- Directed by: Kranthi Kumar
- Written by: Ganesh Patro (dialogues)
- Screenplay by: Kranthi Kumar
- Story by: Kranthi Kumar
- Produced by: Ramoji Rao
- Starring: Vineeth Heera Rajagopal
- Cinematography: Hari Anumolu
- Music by: Mahesh Mahadevan
- Production company: Usha Kiran Movies
- Release date: 28 May 1998;
- Country: India
- Language: Telugu

= Padutha Theeyaga (film) =

1998 Indian Telugu film

Padutha Theeyaga is a 1998 Indian Telugu-language musical romantic drama film directed by Kranthi Kumar starring Vineeth and Heera Rajagopal.

==Plot==
Rushi, a singer, and his music trope aspire to make it big musically. They meet Gautham Kumar, the owner of Sona Music Company, who invites them to Hyderabad for a music competition. Rushi and his trope don't have much female luck until Uma disguised as a male Malayali cook comes into their house. Uma then goes missing. Gautham Kumar and his friend Radha search for her. Rushi learns that Uma is Gautham Kumar's daughter. Uma tells Rushi that the reason that she ran away from her home was that her father cheated on her mother Durga and lived with Radha. When Rushi tells Gautham Kumar about his love for Uma, Gautham Kumar tells him to decide between his career or Uma and Rushi chooses his career. Uma helps Rushi win the competition and Gautham Kumar agrees to let Rushi be with Uma.

==Cast==
Source

== Production ==
According to Kranthi Kumar, the theme of the film is that people with talent who do not get opportunities are depressed, but if they work hard in life, they will succeed.
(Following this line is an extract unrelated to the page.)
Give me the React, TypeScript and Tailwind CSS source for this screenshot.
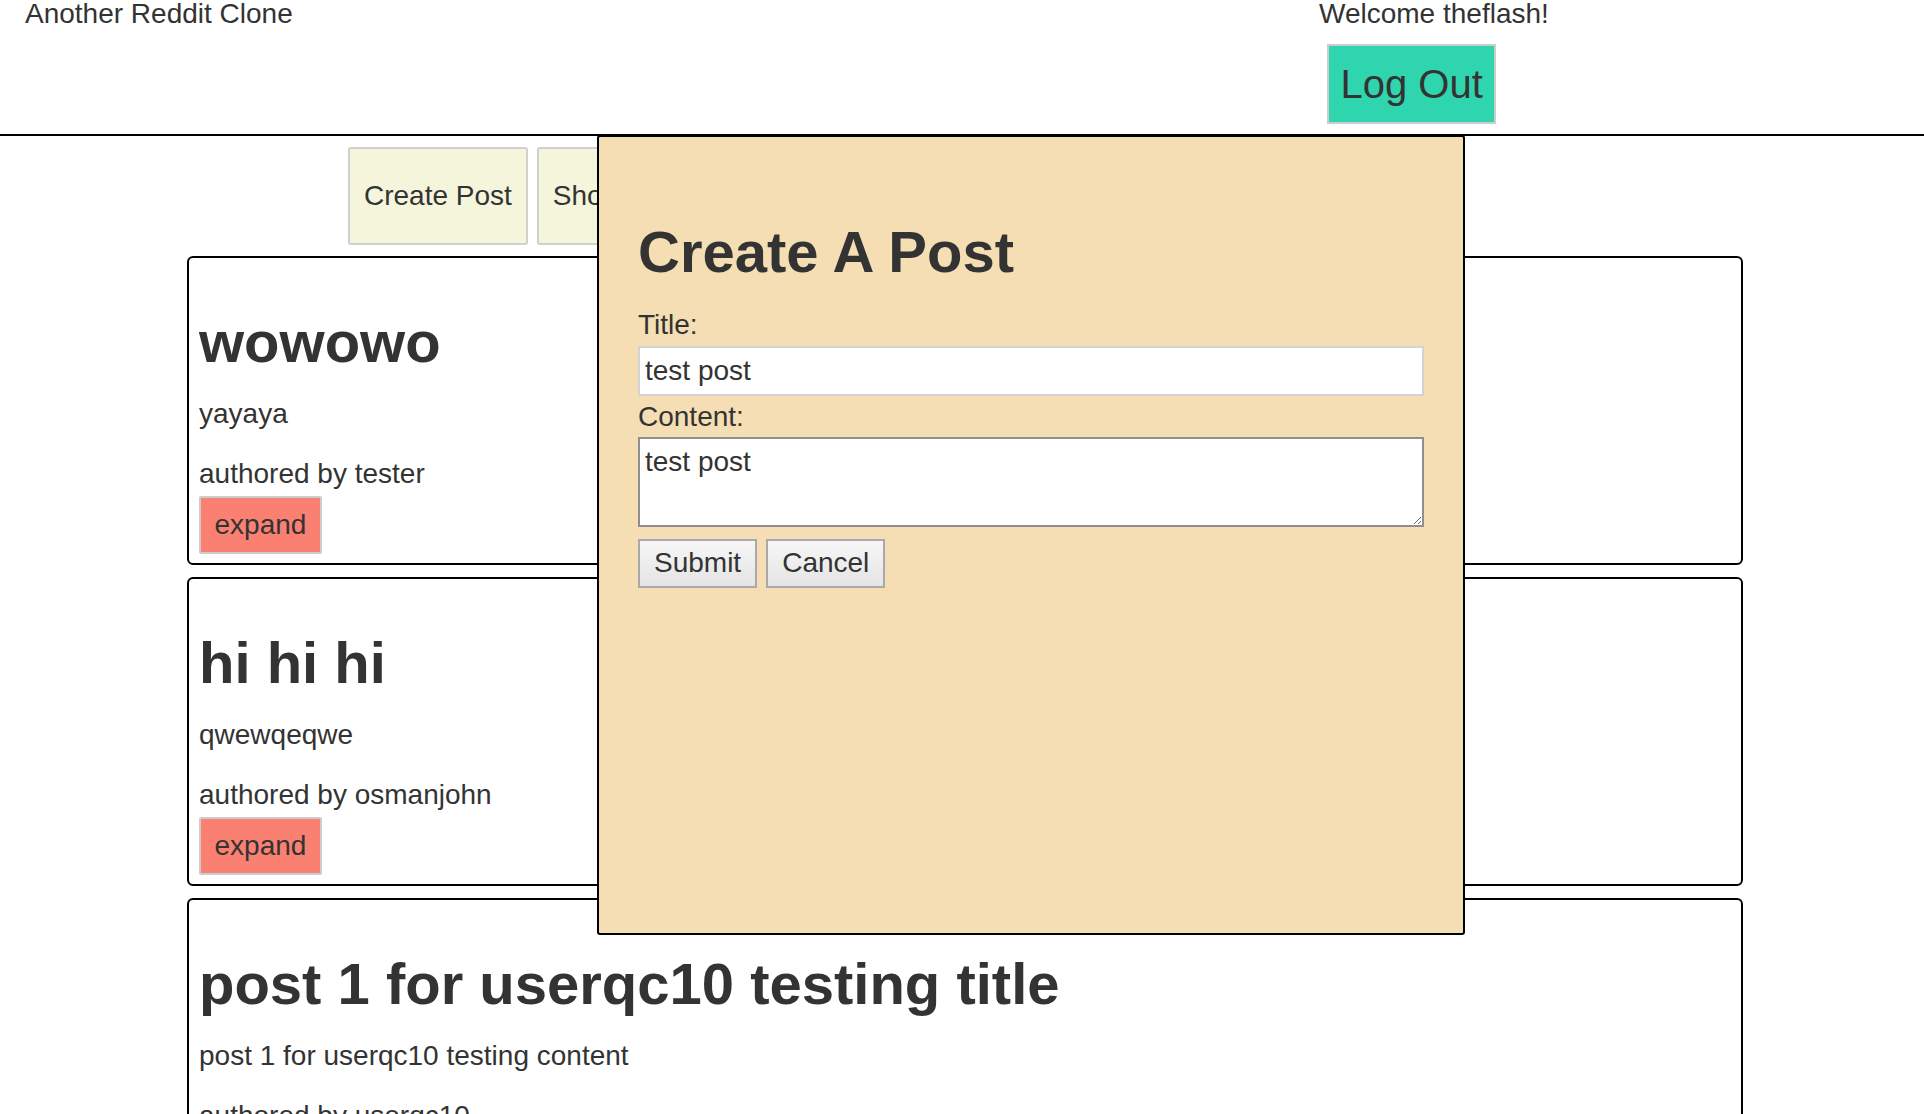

V. V. Vinayak worked as an assistant director for this film.

== Soundtrack ==
The music was composed by Mahesh Mahadevan and written by Sirivennela Seetharama Sastry.
- "Mangala Vaadhyam"
- "Navatharaaniki Namasthe"
- "Paaduthaa Theeyagaa"
- "Paata Naaku Naestham"
- " Prema Puttindho"
- "Sa Ri Ga Ma Pa"
- "Thellavaare Vaela"

== Reception ==
A critic from Zamin Ryot wrote that apart from the songs, the way that the songs were canned and the talent they showcase, there is no other interesting or noteworthy thing in this film and concluded that the film is one time watchable. On the contrary, a critic from Andhra Today rated the film three out of five stars and wrote that "All in all it is a family entertainer, with scintillating songs, excellent photography, well-handled story line and surprising turn of events, which comes like a whiff of fresh air". Screen wrote "Heera silences her critics with an impressive performance and erases the glam doll image with one stroke. Vineesh performs his role with aplomb and his friends Ravi Teja, Shekhar and Shivaji provide ample support".

== Home media ==
The film was telecast on ETV Cinema on 13 May 2022.